Security is just one step in your records management plan, but it might be one of the most important. Implementing the proper security measures to make sure that your critical records are not vulnerable to a breach should be one of the top priorities of any employee in charge of your secure records management plan.
If just one aspect of your security measures breaks down, you’re exposing your company to the risk of a data breach. In turn, this could result in large fines, a damaged reputation, and cause your business to go under.
Weighing the Risks and Best Approach for Each Type of Record
When you have thousands of records, files, and documents in one place, implementing security measures might become a nightmare. To help separate and classify the different record types, one strategy is to evaluate their levels of risk.
Operational risk: If these records are compromised, will your company be unable to meet operational goals and objectives?
Financial risk: Does the loss or theft of these records affect the ability to protect and document financial decisions or expenditures?
Reputational or image risk: If these records were released to the public, would it cause the company to lose its status as a reliable, effective, and accountable company?
Physical or security risk: Do these records contain sensitive information that if in the wrong hands, could cause loss or damage to employees, the company, or any physical building or office?
By assigning different levels of security, you will be able to quickly figure out how to classify each record to determine if it needs to be stored on-site, archived off-site, or securely destroyed. Then, you can take different steps to secure the records you choose to store on-site.

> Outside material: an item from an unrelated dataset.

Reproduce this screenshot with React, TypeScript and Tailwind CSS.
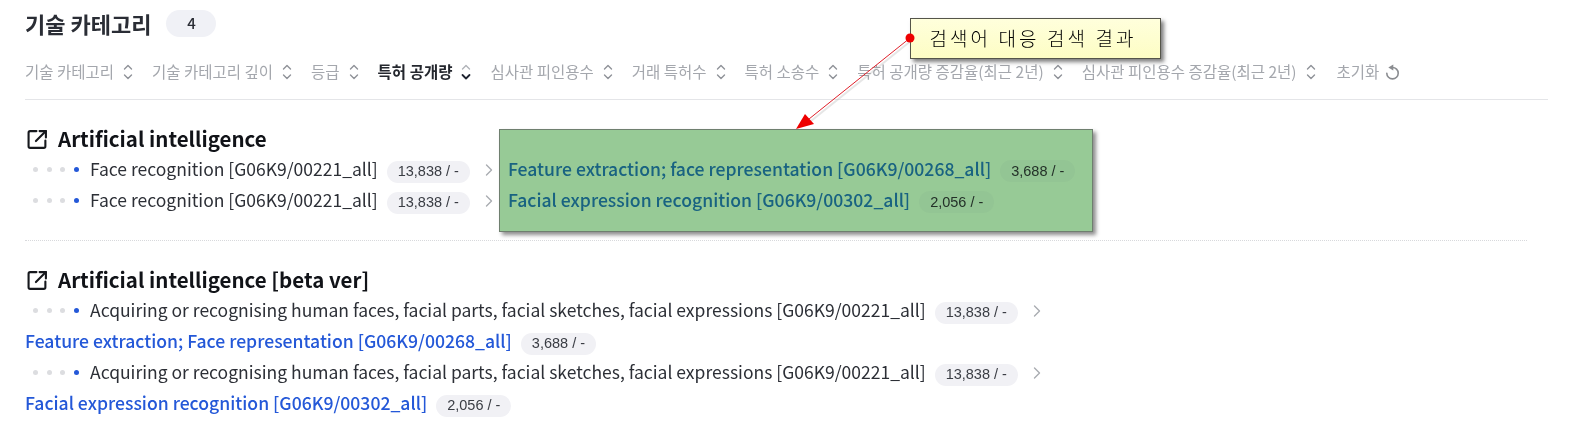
import { ReactNode } from 'react'

const filters = [
  { label: '기술 카테고리' },
  { label: '기술 카테고리 깊이' },
  { label: '등급' },
  { label: '특허 공개량', active: true },
  { label: '심사관 피인용수' },
  { label: '거래 특허수' },
  { label: '특허 소송수' },
  { label: '특허 공개량 증감율(최근 2년)' },
  { label: '심사관 피인용수 증감율(최근 2년)' },
]

function SortIcon({ active }: { active?: boolean }) {
  return (
    <svg width="10" height="16" viewBox="0 0 10 16" fill="none" strokeLinecap="round" strokeLinejoin="round" strokeWidth="1.4" className={active ? 'text-[#b0b3b8]' : 'text-[#8f9298]'}>
      <path d="M1.5 5 5 1.5 8.5 5" stroke="currentColor" />
      <path d="M1.5 11 5 14.5 8.5 11" stroke={active ? '#1f2430' : 'currentColor'} strokeWidth={active ? 1.8 : 1.4} />
    </svg>
  )
}

function LinkIcon() {
  return (
    <svg width="21" height="21" viewBox="0 0 20 20" fill="none" stroke="#16181d" strokeWidth="2" strokeLinecap="round" strokeLinejoin="round" className="shrink-0">
      <path d="M9 2H3a1.5 1.5 0 0 0-1.5 1.5v13A1.5 1.5 0 0 0 3 18h13a1.5 1.5 0 0 0 1.500-1.500V11" />
      <path d="M12 2h6v6" />
      <path d="M18 2 8.500 11.500" />
    </svg>
  )
}

function Dots() {
  return (
    <div className="flex w-[65px] shrink-0 items-center gap-[8.500px] pl-[8px]">
      <span className="h-[5px] w-[5px] rounded-full bg-[#dcdde0]" />
      <span className="h-[5px] w-[5px] rounded-full bg-[#dcdde0]" />
      <span className="h-[5px] w-[5px] rounded-full bg-[#dcdde0]" />
      <span className="h-[5px] w-[5px] rounded-full bg-[#2458d8]" />
    </div>
  )
}

function Chip({ children, light }: { children: ReactNode; light?: boolean }) {
  return (
    <span className={`ml-[9px] mt-[4px] flex h-[22px] shrink-0 items-center rounded-full px-[11px] font-['Liberation_Sans',sans-serif] text-[14.500px] font-normal text-[#3a3d44] ${light ? 'bg-[#f9f9fb]' : 'bg-[#f1f1f5]'}`}>
      {children}
    </span>
  )
}

function Chevron() {
  return (
    <svg width="8" height="12" viewBox="0 0 8 12" fill="none" stroke="#a9acb1" strokeWidth="1.4" strokeLinecap="round" strokeLinejoin="round" className="ml-[15px] shrink-0">
      <path d="M1.500 1 6.500 6 1.500 11" />
    </svg>
  )
}

function SectionTitle({ children }: { children: ReactNode }) {
  return (
    <div className="flex h-[30px] items-center gap-[10px] pl-[2px] text-[20.500px] font-bold leading-none text-[#111318]">
      <LinkIcon />
      <span className="-translate-y-px">{children}</span>
    </div>
  )
}

function TreeRow({ text, count, children }: { text: string; count: string; children?: ReactNode }) {
  return (
    <div className="flex h-[31px] items-center text-[17.500px] text-[#2c2f36]">
      <Dots />
      <span className="whitespace-nowrap">{text}</span>
      <Chip>{count}</Chip>
      <Chevron />
      {children}
    </div>
  )
}

function LinkRow({ text, count }: { text: string; count: string }) {
  return (
    <div className="flex h-[31px] items-center text-[17.600px] font-medium text-[#2458d8]">
      <span className="whitespace-nowrap">{text}</span>
      <Chip>{count}</Chip>
    </div>
  )
}

function InlineLink({ text, count }: { text: string; count: string }) {
  return (
    <div className="ml-[15px] flex items-center text-[17.600px] font-medium text-[#2a7ddc]">
      <span className="whitespace-nowrap">{text}</span>
      <Chip light>{count}</Chip>
    </div>
  )
}

export default function App() {
  return (
    <div className="relative h-[423px] w-[1577px] overflow-hidden bg-white font-['Noto_Sans_CJK_KR',sans-serif]">
      <div className="pl-[25px] pr-[29px] pt-[8px]">
        <div className="flex h-[30px] items-center">
          <h2 className="text-[22px] font-bold leading-none text-[#2a2d35]">기술 카테고리</h2>
          <span className="ml-[15px] flex h-[27px] w-[50px] items-center justify-center rounded-full bg-[#f0f1f6] text-[15px] font-medium text-[#2a2d35]">
            4
          </span>
        </div>

        {/* Filter bar */}
        <div className="mt-[19px] flex h-[43px] items-start gap-[19px] border-b border-[#e4e5e8] pt-[3px] text-[15.500px] text-[#a4a7ad]">
          {filters.map(f => (
            <div key={f.label} className={`flex h-[24px] items-center gap-[9px] whitespace-nowrap ${f.active ? 'font-bold text-[#24272e]' : ''}`}>
              <span>{f.label}</span>
              <SortIcon active={f.active} />
            </div>
          ))}
          <div className="ml-[2px] flex h-[24px] items-center gap-[6px] whitespace-nowrap">
            <span>초기화</span>
            <svg width="15" height="17" viewBox="0 0 15 17" fill="none">
              <path d="M7.500 3.500A5.700 5.700 0 1 1 1.800 9.200" stroke="#8a8c90" strokeWidth="1.600" strokeLinecap="round" />
              <path d="M3.300 3.500 8.300 0.500V6.500Z" fill="#8a8c90" />
            </svg>
          </div>
        </div>

        {/* Artificial intelligence */}
        <div className="mr-[21px] mt-[24px] h-[117px] border-b border-dotted border-[#d8d9dc]">
          <SectionTitle>Artificial intelligence</SectionTitle>
          <TreeRow text="Face recognition [G06K9/00221_all]" count="13,838 / -">
            <InlineLink text="Feature extraction; face representation [G06K9/00268_all]" count="3,688 / -" />
          </TreeRow>
          <TreeRow text="Face recognition [G06K9/00221_all]" count="13,838 / -">
            <InlineLink text="Facial expression recognition [G06K9/00302_all]" count="2,056 / -" />
          </TreeRow>
        </div>

        {/* Artificial intelligence [beta ver] */}
        <div className="mt-[24px]">
          <SectionTitle>Artificial intelligence [beta ver]</SectionTitle>
          <TreeRow
            text="Acquiring or recognising human faces, facial parts, facial sketches, facial expressions [G06K9/00221_all]"
            count="13,838 / -"
          />
          <LinkRow text="Feature extraction; Face representation [G06K9/00268_all]" count="3,688 / -" />
          <TreeRow
            text="Acquiring or recognising human faces, facial parts, facial sketches, facial expressions [G06K9/00221_all]"
            count="13,838 / -"
          />
          <LinkRow text="Facial expression recognition [G06K9/00302_all]" count="2,056 / -" />
        </div>
      </div>

      {/* Annotation layer drawn over the page */}
      <div className="absolute left-[499px] top-[129px] h-[103px] w-[594px] border border-[#6f7f6f] bg-[#97ca96] shadow-[3px_3px_4px_rgba(0,0,0,0.45)] mix-blend-multiply" />
      <div className="absolute left-[910px] top-[18px] flex h-[41px] w-[251px] items-center justify-center border border-[#55554a] bg-[#ffffcf] bg-gradient-to-b from-[#ffffdc] to-[#fdfdc4] pr-[5px] text-[19px] font-light tracking-[3.100px] text-black shadow-[3px_3px_4px_rgba(0,0,0,0.5)]">
        검색어 대응 검색 결과
      </div>
      <svg className="absolute left-[780px] top-[25px]" width="140" height="115" viewBox="0 0 140 115" fill="none">
        <path d="M130 13 29 94" stroke="#9a9a9a" strokeOpacity="0.25" strokeWidth="2" transform="translate(2 2)" />
        <path d="M130 13 29 94" stroke="#e0202a" strokeWidth="1" />
        <path d="M16 104 25 89 34 99Z" fill="#ee0000" />
        <circle cx="130" cy="13" r="4.500" fill="#ee0000" />
      </svg>
    </div>
  )
}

Steps Your Company Can Take For A Secure Records Management Plan
Lock Everything Down
If you need to ensure that some records remain secure, you should lock the drawers, the cabinet, and the room. Not only are they a deterrent for an employee with prying eyes, but they can also extend the time it might take to break into the cabinet to take or copy files.
The more hassle you put in front of a potential thief, the more likely they are to move on to an easier-to-obtain target. But, remember that anyone who might want to obtain those records probably can. That’s why you should take additional measures to ensure that your files are secure.
Install Fire and Security Alarms
Fire and security alarms are vital to ensure that you can minimize the risk of a fire consuming all your records. Additionally, they reduce the chance of someone infiltrating your records room to obtain company secrets.
If you’ve set up a records management program, you probably have a proper backup system in place. However, it’s never too late to implement a way to protect your records in case of a fire, theft, or any other natural disaster.
Limit Access to Your Critical Records
How many employees have access to all of your company records? Limiting who can access, re-file, and copy company records helps eliminate human error. This includes accidentally losing records, taking records offsite, having extra copies of critical files around the office, or even corporate espionage.
Make sure that employees who have the clearance level handle and dispose of all your records properly. The smaller that number is the better. Document management systems and cloud storage services allow you to set access controls for your digital files as well.
Label All Records, Files, and Cabinets Appropriately
Misfiled or misplaced documents cost your company money. Whether you have to search for it or reproduce it, you have to factor in the cost of the time it takes to find or reproduce that file, along with the additional chance that information may be compromised.
Make sure that you label all records, folders, drawers, and file cabinets clearly and properly. With a consistent labeling system, a record will more likely find its way back to the proper place. In addition, you reduce the chance of losing a record that could cost you everything.
Conduct Regular Audits
Once you have a records management system in place, you need to maintain the system.
Schedule regular audits of your critical records. They will help you maintain version control and reduce the chance of a data breach. You have a better chance of discovering when something valuable is missing.
Destroy Your Records Securely—and Document When You Do
Once you have determined how you’re going to manage your records, you need to make sure to adhere to your document retention plan. Moreover, you need to take the time to properly and securely destroy your records as they pass their required retention time.
Destroying (and properly documenting) all your documents helps to reduce legal liability, reduce the number of records you store onsite, and protect your critical documents from getting into the wrong hands.